--- start ---

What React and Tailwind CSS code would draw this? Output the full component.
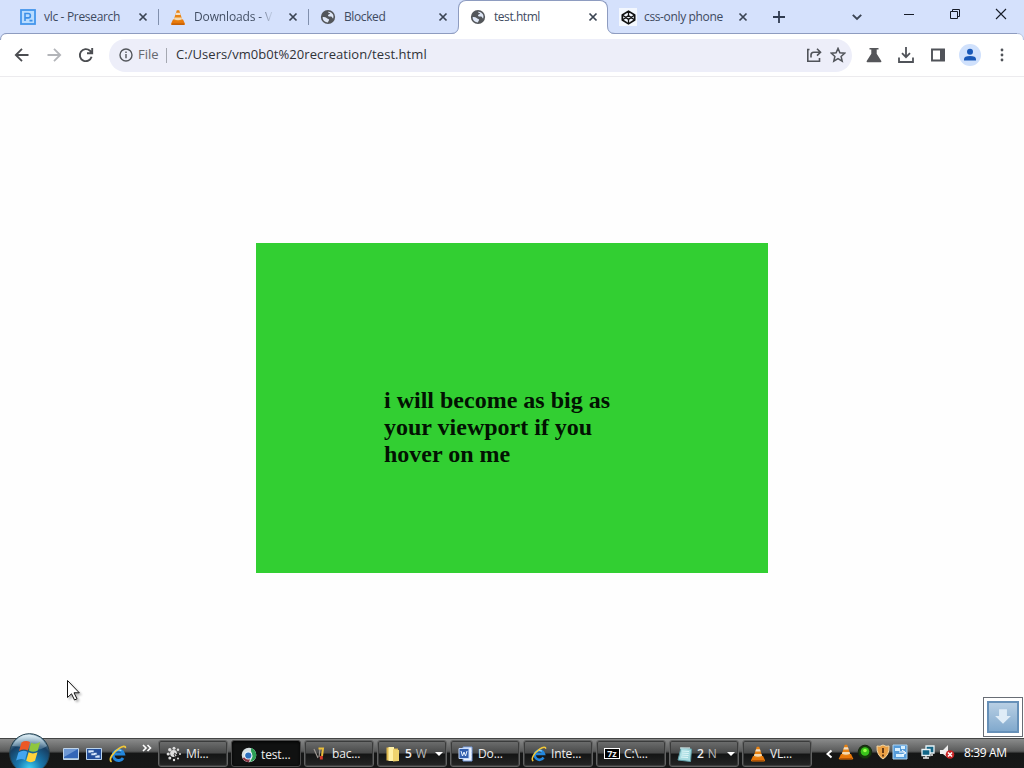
import React from "react";

function Cone({ className }) {
  return (
    <svg viewBox="0 0 16 16" className={className}>
      <path d="M3 10h10l2 4.2q.2 1.200-.8 1.200H1.800q-1 0-.8-1.200z" fill="#e8780a" />
      <path d="M6.800.8h2.400l3.300 10.200q-4.500 2.600-9 0z" fill="#e98212" />
      <path d="M6.100 3.200h3.800l.8 2.300H5.300z" fill="#f2dfc4" />
      <path d="M4.500 8h7l.6 1.800q-4.100 1.800-8.200 0z" fill="#f4d9b0" />
      <path d="M2 14.600h12" stroke="#b05205" strokeWidth="1" />
    </svg>
  );
}

function Presearch() {
  return (
    <svg viewBox="0 0 16 16" className="h-4 w-4">
      <rect x="1" y="1" width="14" height="14" fill="#b9dcff" stroke="#4496ec" strokeWidth="1.800" />
      <path d="M5 12V4.500h3.200a2.200 2.200 0 0 1 0 4.400H5M9.500 11.600h3" fill="none" stroke="#3b8fe8" strokeWidth="1.600" />
    </svg>
  );
}

function Globe() {
  return (
    <svg viewBox="0 0 16 16" className="h-4 w-4">
      <circle cx="8" cy="8" r="7.100" fill="#53565a" />
      <path d="M2.600 8.200c1.600-.3 3.200.1 4.400 1.100.9.7 1.900.5 2.100 1.500.2.9-.9 1-1.100 2.600-3-.1-5.400-2.200-5.400-5.200zM7.800 2.700c2-.4 4.200 1 5.200 2.900.6 1.300.6 2.600.1 3.900-.6-.1-.8-1.300-1.500-1.800-.9-.6-2.200.1-3.100-.5-.8-.5-.5-1.400.2-1.700.6-.3 1.300 0 1.400-.8.100-.8-1.900-.8-2.300-2z" fill="#dfe7f6" />
    </svg>
  );
}

function Codepen() {
  return (
    <span className="flex h-[18px] w-[18px] shrink-0 items-center justify-center bg-[#f3f7fe]">
      <svg viewBox="0 0 16 16" className="h-[15px] w-[15px]" fill="none" stroke="#111" strokeWidth="1.400" strokeLinejoin="round">
        <path d="M8 1.200 14.600 5.400v5.200L8 14.800 1.400 10.600V5.400z" strokeWidth="1.800" />
        <path d="M1.400 5.400 8 10l6.600-4.600M1.400 10.600 8 6l6.600 4.600M8 1.200V6M8 10v4.800" />
      </svg>
    </span>
  );
}

function TabX() {
  return (
    <svg viewBox="0 0 16 16" className="h-4 w-4 shrink-0" fill="none" stroke="#3b4453" strokeWidth="1.700">
      <path d="m4.500 4.500 7 7m0-7-7 7" />
    </svg>
  );
}

function Tab({ icon, title, width, active, divider, fade }) {
  return (
    <div className={`relative flex h-[34px] w-[150px] shrink-0 items-center pr-[7px] ${active ? "rounded-t-[8px] border border-b-0 border-[#8e9cc0] bg-white pb-px pl-[11px]" : "pl-3"}`}>
      <span className="flex h-4 w-4 shrink-0 items-center justify-center">{icon}</span>
      <span className={`ml-2 w-[91px] shrink-0 text-[12px] whitespace-nowrap ${width} ${fade ? "bg-gradient-to-r from-[#3e4a5f] from-72% to-[#b8c4dc] to-84% bg-clip-text text-transparent" : "text-[#3e4a5f]"}`}>{title}</span>
      <TabX />
      {divider && <span className="absolute top-[9px] -right-px h-4 w-px bg-[#8190ad]" />}
      {active && (
        <>
          <svg viewBox="0 0 8 8" className="absolute bottom-0 -left-2 h-2 w-2"><path d="M8 0v8H0q7.500 0 7.500-8" fill="#fff" /><path d="M0 7.500Q7.500 7.500 7.500 0" fill="none" stroke="#8e9cc0" /></svg>
          <svg viewBox="0 0 8 8" className="absolute -right-2 bottom-0 h-2 w-2"><path d="M0 0v8h8Q.5 8 .5 0" fill="#fff" /><path d="M8 7.500Q.5 7.500.5 0" fill="none" stroke="#8e9cc0" /></svg>
        </>
      )}
    </div>
  );
}

function TabStrip() {
  return (
    <div className="flex h-[34px] border-b border-[#8e9cc0] bg-[#d5e1fc] pl-2">
      <Tab icon={<Presearch />} title="vlc - Presearch" width="tracking-[-0.320px]" divider />
      <Tab icon={<Cone className="h-[17px] w-4" />} title="Downloads - V" width="tracking-[-0.140px]" divider fade />
      <Tab icon={<Globe />} title="Blocked" width="tracking-[-0.400px]" />
      <Tab icon={<Globe />} title="test.html" width="tracking-[-0.450px]" active />
      <Tab icon={<Codepen />} title="css-only phone" width="tracking-[-0.360px]" />
      <svg viewBox="0 0 16 16" className="mt-[9px] ml-[13px] h-4 w-4 shrink-0" stroke="#303b50" strokeWidth="1.800"><path d="M2 8h12M8 2v12" /></svg>
      <svg viewBox="0 0 16 16" className="mt-[9px] ml-[62px] h-4 w-4 shrink-0" fill="none" stroke="#3b4453" strokeWidth="1.900"><path d="m3.800 5.800 4.200 4.200 4.200-4.200" /></svg>
      <div className="mt-[7px] ml-[38px] flex w-[104px] shrink-0 justify-between text-[#171c28]">
        <svg viewBox="0 0 12 14" className="h-[14px] w-3" stroke="currentColor"><path d="M1 7.500h10" /></svg>
        <svg viewBox="0 0 12 14" className="h-[14px] w-3" fill="none" stroke="currentColor"><path d="M1.500 4.500h7v7h-7zM3.500 4.500v-2h7v7h-2" /></svg>
        <svg viewBox="0 0 12 14" className="h-[14px] w-3" stroke="currentColor" strokeWidth="1.100"><path d="m1 2 10 10M11 2 1 12" /></svg>
      </div>
    </div>
  );
}

function Toolbar() {
  return (
    <div className="relative flex h-[43px] items-center border-b border-[#ecebee] bg-white pl-[13px]">
      <svg viewBox="0 0 7 7" className="absolute top-[-1px] left-0 h-[7px] w-[7px]"><path d="M0 0h7Q.5.500.5 7H0z" fill="#d5e1fc" /><path d="M7 .5Q.5.500.5 7" fill="none" stroke="#8e9cc0" /></svg>
      <svg viewBox="0 0 7 7" className="absolute top-[-1px] right-0 h-[7px] w-[7px]"><path d="M7 0H0q6.500.5 6.500 7H7z" fill="#d5e1fc" /><path d="M0 .5Q6.500.500 6.500 7" fill="none" stroke="#b9c5e2" /></svg>
      <svg viewBox="0 0 18 18" className="h-[18px] w-[18px]" fill="none" stroke="#4b4d51" strokeWidth="1.800"><path d="M15.500 9H3M9 2.800 2.800 9 9 15.200" /></svg>
      <svg viewBox="0 0 18 18" className="ml-[14px] h-[18px] w-[18px]" fill="none" stroke="#b3b5b9" strokeWidth="1.800"><path d="M2.500 9H15M9 2.800 15.200 9 9 15.200" /></svg>
      <svg viewBox="0 0 18 18" className="ml-[14px] h-[18px] w-[18px]" fill="none" stroke="#4b4d51" strokeWidth="1.900"><path d="M14.600 10.800A6 6 0 1 1 13 4.800L15 6.800M15.200 2v5.200H10" /></svg>
      <div className="ml-[14px] flex h-[33px] w-[743px] items-center rounded-full bg-[#edeef9] pl-[10px]">
        <svg viewBox="0 0 14 14" className="h-[14px] w-[14px]" fill="none" stroke="#53565b" strokeWidth="1.400"><circle cx="7" cy="7" r="6" /><path d="M7 6v4.200M7 3.600v1.500" /></svg>
        <span className="ml-[5px] w-[28px] text-[13px] text-[#66686e]">File</span>
        <span className="h-[15px] w-px bg-[#a5a8b1]" />
        <span className="ml-[9px] text-[13px] tracking-[0.060px] whitespace-nowrap text-[#303238]">C:/Users/vm0b0t%20recreation/test.html</span>
        <svg viewBox="0 0 16 16" className="mr-2 ml-auto h-4 w-4" fill="none" stroke="#505359" strokeWidth="1.600"><path d="M3.500 2.500h-1.700v11.700H13.500V11M5 10.500V8q0-2.800 2.800-2.800h6M11 1.800l3.500 3.400L11 8.600" /></svg>
        <svg viewBox="0 0 16 16" className="mr-[6px] h-4 w-4" fill="none" stroke="#505359" strokeWidth="1.500"><path d="m8 1.400 1.900 4.300 4.800.5-3.600 3.200 1.100 4.800L8 11.700l-4.200 2.500 1.100-4.800-3.600-3.200 4.800-.5z" /></svg>
      </div>
      <svg viewBox="0 0 16 16" className="ml-[14px] h-4 w-4" fill="#55565a"><path d="M3.500 1h9v1.500h-1.800v4.200L15.300 14q.5 1.200-.8 1.200h-13Q.2 15.200.7 14l4.600-7.300V2.500H3.500z" /></svg>
      <svg viewBox="0 0 18 18" className="ml-[15px] h-[18px] w-[18px]" fill="none" stroke="#505359" strokeWidth="1.800"><path d="M9 1v10M5 7.200l4 4 4-4M2 11.500V16h14v-4.500" /></svg>
      <svg viewBox="0 0 16 16" className="ml-[15px] h-4 w-4"><path d="M2 2.500h12v11H2z" fill="none" stroke="#505359" strokeWidth="1.900" /><path d="M10 2h5v12h-5z" fill="#505359" /></svg>
      <svg viewBox="0 0 22 22" className="ml-[13px] h-[22px] w-[22px]"><circle cx="11" cy="11" r="11" fill="#d0e1fc" /><circle cx="11" cy="7.700" r="3" fill="#1858b8" /><path d="M5 16.500v-1.300q0-3.200 6-3.200t6 3.200v1.300z" fill="#1858b8" /></svg>
      <svg viewBox="0 0 4 16" className="ml-[19px] h-4 w-1" fill="#505359"><circle cx="2" cy="3" r="1.400" /><circle cx="2" cy="8" r="1.400" /><circle cx="2" cy="13" r="1.400" /></svg>
    </div>
  );
}

function IE({ className }) {
  return (
    <svg viewBox="0 0 16 16" className={className} fill="none">
      <path d="M12.500 11.500A4.700 4.700 0 1 1 13 8H5" stroke="#2387dd" strokeWidth="2.600" />
      <path d="M5 5.800q2.500-2.500 6-.8" stroke="#91d5ff" strokeWidth="1" />
      <path d="M2.300 15C-.8 13 3.600 6.500 8.600 3.200 12.200.8 15 .4 14.500 2.800" stroke="#f2c839" strokeWidth="1.500" />
    </svg>
  );
}

function StartOrb() {
  return (
    <svg viewBox="0 0 42 36" className="absolute top-[-6px] left-[8px] h-9 w-[42px]">
      <defs>
        <radialGradient id="orb" cx=".5" cy=".88" r=".85">
          <stop offset="0" stopColor="#41d2f5" /><stop offset=".35" stopColor="#1878ae" /><stop offset=".75" stopColor="#173f63" /><stop offset="1" stopColor="#7b9db2" />
        </radialGradient>
        <linearGradient id="orbShine" x2="0" y2="1"><stop stopColor="#e8f5fb" stopOpacity=".95" /><stop offset="1" stopColor="#b7d9e8" stopOpacity=".2" /></linearGradient>
      </defs>
      <circle cx="21.500" cy="20.500" r="19.800" fill="url(#orb)" stroke="#24414f" strokeWidth="1" />
      <path d="M4 13Q10 1 21.500 1.500T39 13Q30 19 21.500 16T4 13" fill="url(#orbShine)" />
      <path d="M13.500 9.500q4-2.500 8.500-.500L20 17.500q-4.500-2-9 .5z" fill="#ec5926" />
      <path d="M23.200 9.700q4.200 2.300 9-.6l-2.400 8.400q-4.500 2.400-8.900 0z" fill="#8fc73e" />
      <path d="M10.400 19.600q4.500-3 8.900-.9L17 27q-4.300-2.300-8.900.6z" fill="#43a5ef" />
      <path d="M20.600 19.300q4.200 2.300 8.900 0L27 27.800q-4.200 2.700-8.800 0z" fill="#ffd23b" />
    </svg>
  );
}

const taskIcons = {
  spinner: <svg viewBox="0 0 16 16" className="h-4 w-4"><g fill="#dedede"><circle cx="8" cy="2.200" r="1.500" /><circle cx="3.800" cy="3.800" r="1.700" /><circle cx="2.200" cy="8" r="1.600" /><circle cx="3.800" cy="12" r="1.500" /><circle cx="8" cy="14" r="1.200" /><circle cx="12" cy="12.500" r="1" /><circle cx="14" cy="8" r="1" /><circle cx="12" cy="3.800" r="1.200" /><circle cx="7.500" cy="7.500" r="3.400" /></g><path d="m8 7 5 3M8 8l2 5" stroke="#333" /></svg>,
  chrome: <svg viewBox="0 0 16 16" className="h-4 w-4"><circle cx="8" cy="8" r="7.300" fill="#d7dfe1" /><path d="M10 1a7.300 7.300 0 0 1 3.500 11.700L9 15.200l2.500-5.500L10 4z" fill="#2c9f55" /><path d="M1.500 11 6 10l3 2-1 3.200Q3.500 15 1.500 11" fill="#8b3544" /><circle cx="7.300" cy="8.500" r="4" fill="#e9f5ff" /><circle cx="7.300" cy="8.500" r="3.100" fill="#2c70bd" /></svg>,
  tools: <svg viewBox="0 0 16 16" className="h-4 w-4" fill="none"><path d="m2 3 4 9M7 11l1-8" stroke="#9f9994" strokeWidth="1.200" /><path d="M6.500 2.500H11L10 10" stroke="#e8bd3c" strokeWidth="2" /><path d="M9.300 10v3.500" stroke="#d43b2a" strokeWidth="3" /></svg>,
  folder: <svg viewBox="0 0 16 16" className="h-4 w-4"><path d="M1.500 1.500H7l1 1h5v12H1.500z" fill="#dfb94e" /><path d="M3.500 1H9v14H3.500z" fill="#fff0a6" /><path d="m8 3 6 1v11l-6 .5z" fill="#efd36e" /></svg>,
  word: <svg viewBox="0 0 16 16" className="h-4 w-4"><path d="M5 1h9v14H5z" fill="#eef4ff" stroke="#769bdc" /><path d="M1 2.500h10v10H1z" fill="#325fae" stroke="#c7daf8" /><path d="m3 5 1.500 5L6 6l1.500 4L9 5M12 5h1.500M12 8h1.500M12 11h1.500" fill="none" stroke="#eaf3ff" /></svg>,
  ie: <IE className="h-4 w-4" />,
  note: <svg viewBox="0 0 16 16" className="h-4 w-4"><path d="m4 2 10.500 1-1 12.500L1 14z" fill="#a8dce1" stroke="#5e9da6" /><path d="M4 1v2M6 1v2M8 1v2M10 1v2M12 1v2" stroke="#eff" /><path d="m5 5 7 .5M4.700 7l7 .5M4.500 9l7 .5M4 11l7 .5" stroke="#dff7f9" /></svg>,
  cone: <Cone className="h-4 w-4" />,
};

function TaskButton({ icon, label, active, count, arrow }) {
  return (
    <div className={`flex h-[27px] w-[70px] shrink-0 items-center rounded-[3px] border text-[12px] text-[#eee] ${active ? "border-[#4c4c4c] bg-[#101111] pt-0.5 pl-[9px] shadow-[inset_0_1px_3px_#000]" : "border-[#626363] bg-[linear-gradient(#6e6f6f_0%,#4a4b4b_46%,#141515_54%,#252626_100%)] pl-[7px] shadow-[inset_0_0_0_1px_#3b3c3c]"}`}>
      {icon === "seven" ? <span className="flex h-[11px] w-4 shrink-0 items-center justify-center border border-white bg-black text-[9px] leading-none font-bold">7z</span> : <span className="shrink-0">{taskIcons[icon]}</span>}
      <span className="ml-1 tracking-[-0.150px] whitespace-nowrap">
        {count && <b className="mr-1 font-semibold">{count}</b>}<span className={count ? "text-[#bbb]" : ""}>{label}</span>
      </span>
      {arrow && <span className="mr-[3px] ml-auto h-0 w-0 border-x-[4px] border-t-[4px] border-x-transparent border-t-white" />}
    </div>
  );
}

function Tray() {
  return (
    <div className="ml-[13px] flex items-center pb-[3px] text-white">
      <svg viewBox="0 0 8 10" className="mt-[3px] h-[10px] w-2" fill="none" stroke="white" strokeWidth="2"><path d="M6.500 1.500 2.500 5l4 3.500" /></svg>
      <Cone className="ml-[5px] h-4 w-4" />
      <svg viewBox="0 0 16 16" className="ml-[3px] h-4 w-4"><circle cx="8" cy="8" r="6.800" fill="#173b0d" stroke="#142410" /><circle cx="8" cy="7.500" r="4.300" fill="#39c51b" /><circle cx="8" cy="6.500" r="1.800" fill="#9aff4a" /></svg>
      <svg viewBox="0 0 16 16" className="ml-[2px] h-4 w-4"><path d="M8 1q3 2 6 1 .6 9-6 13Q1.400 11 2 2q3 1 6-1" fill="#e9a045" stroke="#f5d8a5" /><path d="M8 4v5M8 10.500v2" stroke="#643914" strokeWidth="2" /></svg>
      <svg viewBox="0 0 16 16" className="ml-[1px] h-4 w-4"><path d="M1 1h14v14H1z" fill="#559bd9" stroke="#acd4f3" /><path d="M3 4h5v3H3zM9 2h4v3H9zM4 10h8v3H4z" fill="#d6efff" /><path d="m10 6 4 3-4 2M7 8h6" fill="none" stroke="white" /></svg>
      <svg viewBox="0 0 16 16" className="ml-[12px] h-4 w-4"><path d="M6 2h8v7H6z" fill="#126586" stroke="#e8f3f7" strokeWidth="1.300" /><path d="M2 5.500h8v6H2z" fill="#126586" stroke="#e8f3f7" strokeWidth="1.300" /><path d="M3 14h6M6 12v2M11 11h2" stroke="#eee" strokeWidth="1.300" /></svg>
      <svg viewBox="0 0 16 16" className="ml-[3px] h-4 w-4"><path d="M1 6h3l5-5v13l-5-4H1z" fill="#eee" /><circle cx="11" cy="10.500" r="4.300" fill="#c92325" /><path d="m9 8.500 4 4m0-4-4 4" stroke="white" strokeWidth="1.500" /></svg>
      <span className="mt-[2px] ml-[9px] text-[12px] tracking-[-0.350px] whitespace-nowrap">8:39 AM</span>
    </div>
  );
}

function Taskbar() {
  return (
    <div className="relative flex h-[30px] items-center border-t border-[#434545] bg-[linear-gradient(#8a8b8b_0%,#5a5b5b_42%,#151616_50%,#171818_100%)] pl-[62px]">
      <StartOrb />
      <svg viewBox="0 0 18 16" className="h-4 w-[18px]"><path d="M1.500 2.500h15v11h-15z" fill="#3467b8" stroke="#c0d5ea" /><path d="M2 3h14L2 11z" fill="#6e98d4" /><path d="M2 12.500h14" stroke="#9fbddb" /></svg>
      <svg viewBox="0 0 18 16" className="ml-[5px] h-4 w-[18px]"><path d="M1.500 2.500h15v11h-15z" fill="#234f9c" stroke="#bbd4ed" /><path d="M3 4h6v3H3zM6 6.500h6v3H6zM10 9h5v3h-5z" fill="#d8e8fc" stroke="#315b9e" strokeWidth=".7" /></svg>
      <IE className="ml-[6px] h-[18px] w-[18px]" />
      <svg viewBox="0 0 10 8" className="mt-[-11px] ml-[15px] h-2 w-[10px]" fill="none" stroke="white" strokeWidth="1.600"><path d="m1 1 3 3-3 3M5.500 1l3 3-3 3" /></svg>
      <div className="ml-[6px] flex gap-[3px]">
        <TaskButton icon="spinner" label="Mi..." />
        <TaskButton icon="chrome" label="test..." active />
        <TaskButton icon="tools" label="bac..." />
        <TaskButton icon="folder" count="5" label="W" arrow />
        <TaskButton icon="word" label="Do..." />
        <TaskButton icon="ie" label="Inte..." />
        <TaskButton icon="seven" label="C:\..." />
        <TaskButton icon="note" count="2" label="N" arrow />
        <TaskButton icon="cone" label="VL..." />
      </div>
      <Tray />
    </div>
  );
}

export default function App() {
  return (
    <div className="flex h-[768px] w-[1024px] flex-col overflow-hidden bg-white font-['Open_Sans','Noto_Sans',sans-serif]">
      <TabStrip />
      <Toolbar />
      <main className="relative h-[661px] bg-[#fefefe] pt-[166px]">
        <div className="mx-auto h-[330px] w-[512px] bg-[#32cf32] px-32 pt-[144px]">
          <h2 className="font-['Liberation_Serif',serif] text-[24px] leading-[27px] font-bold text-[#021202]">i will become as big as your viewport if you hover on me</h2>
        </div>
        <svg viewBox="0 0 16 24" className="absolute top-[602px] left-[66px] h-6 w-4 drop-shadow-[2px_2px_1px_#0004]"><path d="M1.500 1.500v17l4-3.700 3 6.200 2.500-1.200-3-6h5.300z" fill="white" stroke="#111" /></svg>
        <div className="absolute top-[620px] left-[983px] h-10 w-10 border border-[#686d75] bg-white p-[3px]">
          <div className="flex h-full w-full items-center justify-center border-2 border-[#6690b8] bg-[linear-gradient(#b8cfe4,#81a9cd)]">
            <svg viewBox="0 0 16 16" className="h-[18px] w-[18px]"><path d="M4.500 1h7v6H15l-7 7-7-7h3.500z" fill="#dfecf7" /></svg>
          </div>
        </div>
      </main>
      <Taskbar />
    </div>
  );
}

--- end ---

- [Directions for this task]: Print, exactly as written, the lines above from the first one to the one containing "import React from". Leave out pictures.

- [Answer for the task]:
What React and Tailwind CSS code would draw this? Output the full component.
import React from "react";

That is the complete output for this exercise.